La francophonie dans (presque) tous ses états - Partie 1


 
Ringard le français ? Pas si l’on en croit les statistiques, annonçant qu’une personne sur 13 dans le monde le parlera en 2020… Sauf que, dans les 80 pays où on le pratique, les enjeux sont chaque fois différents. Après la France, le Québec, la Belgique, la Suisse et le Luxembourg, suite de notre tour du monde, entamé dans le numéro d’octobre. Avec cette question : pour vous, la francophonie, c’est quoi ?

 

Partie 2 : LE SUD

 

REUNION

 « Une occasion manquée »

Margie Sudre, ex-secrétaire d’Etat à la Francophonie (1995-1997), présidente du conseil régional de La Réunion (1993-1998) et députée européenne (1999-2004)

Margie Sudre - DR

« La Réunion, du fait de son statut de département et région d’outre-mer français, dispose des mêmes atouts que la Métropole…

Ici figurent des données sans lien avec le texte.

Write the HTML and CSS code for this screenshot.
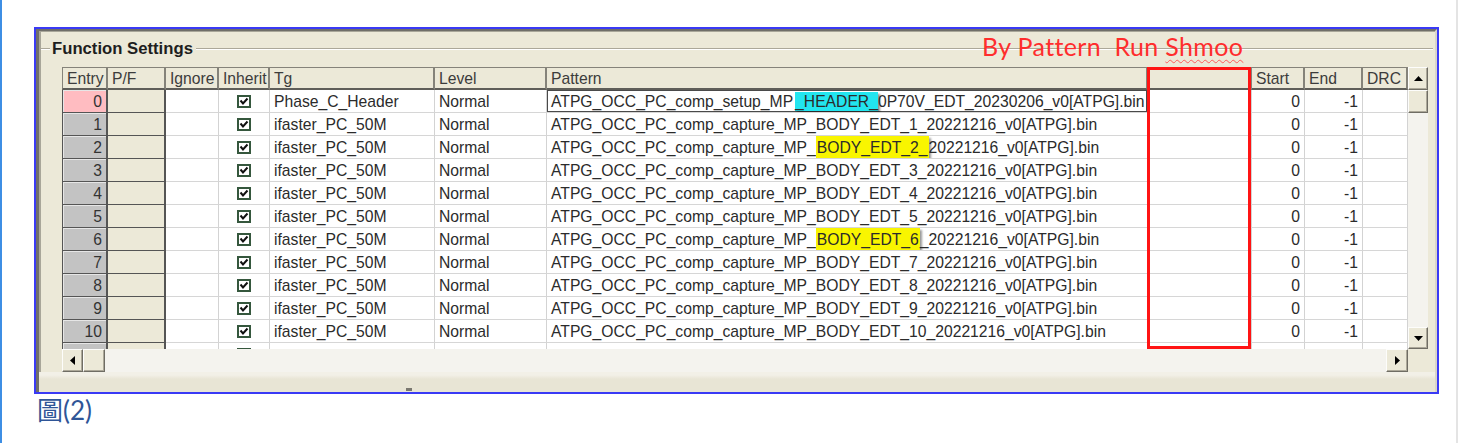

La francophonie est tout d’abord un outil d’échange. Exemples avec les nombreuses rencontres entre les médecins réunionnais et ceux du sud-est asiatique (où il est peu pratiqué hors zone touristique)… Cela a aussi facilité les rapprochements avec Madagascar (dont le nombre de francophones a diminué), l’Île Maurice (stagné), les Comores (mais où on parle mal français) ou les Seychelles (davantage créoles).

C’est ensuite un point d’ancrage pour développer économiquement l’Afrique francophone. En tant que secrétaire d’Etat, c’est un point qui m’a tenu à cœur et sur lequel la France était pourtant restée frileuse. Heureusement, cela a changé…

Il y a, certes, eu une diminution des francophones en Europe de l’Est – Roumanie, Bulgarie ou Moldavie, attirés par l’anglais –, mais la courbe s’inverse avec l’explosion de l’Afrique.

C’est enfin une occasion manquée. Dans les années 50, alors que nous n’étions que six pays fondateurs de l’Union européenne, il avait été proposé que la langue principale soit le français, vu que c’était celle de la diplomatie. Or, les Flamands s’y sont opposés et l’Hexagone est resté modeste. Dommage ! Aujourd’hui, 23 langues sont parlées au Parlement…

Le français est ancien, bien entretenu. Sa grammaire en fait une langue difficile, mais précise et subtile (contrairement au créole). C’est ce qui en fait sa richesse en philosophie ou en diplomatie. D’autant qu’elle véhicule des valeurs liées aux droits de l’Homme, au partage et à la solidarité. »

 

CÔTE D’IVOIRE

« L’enrichissement d’une langue commune »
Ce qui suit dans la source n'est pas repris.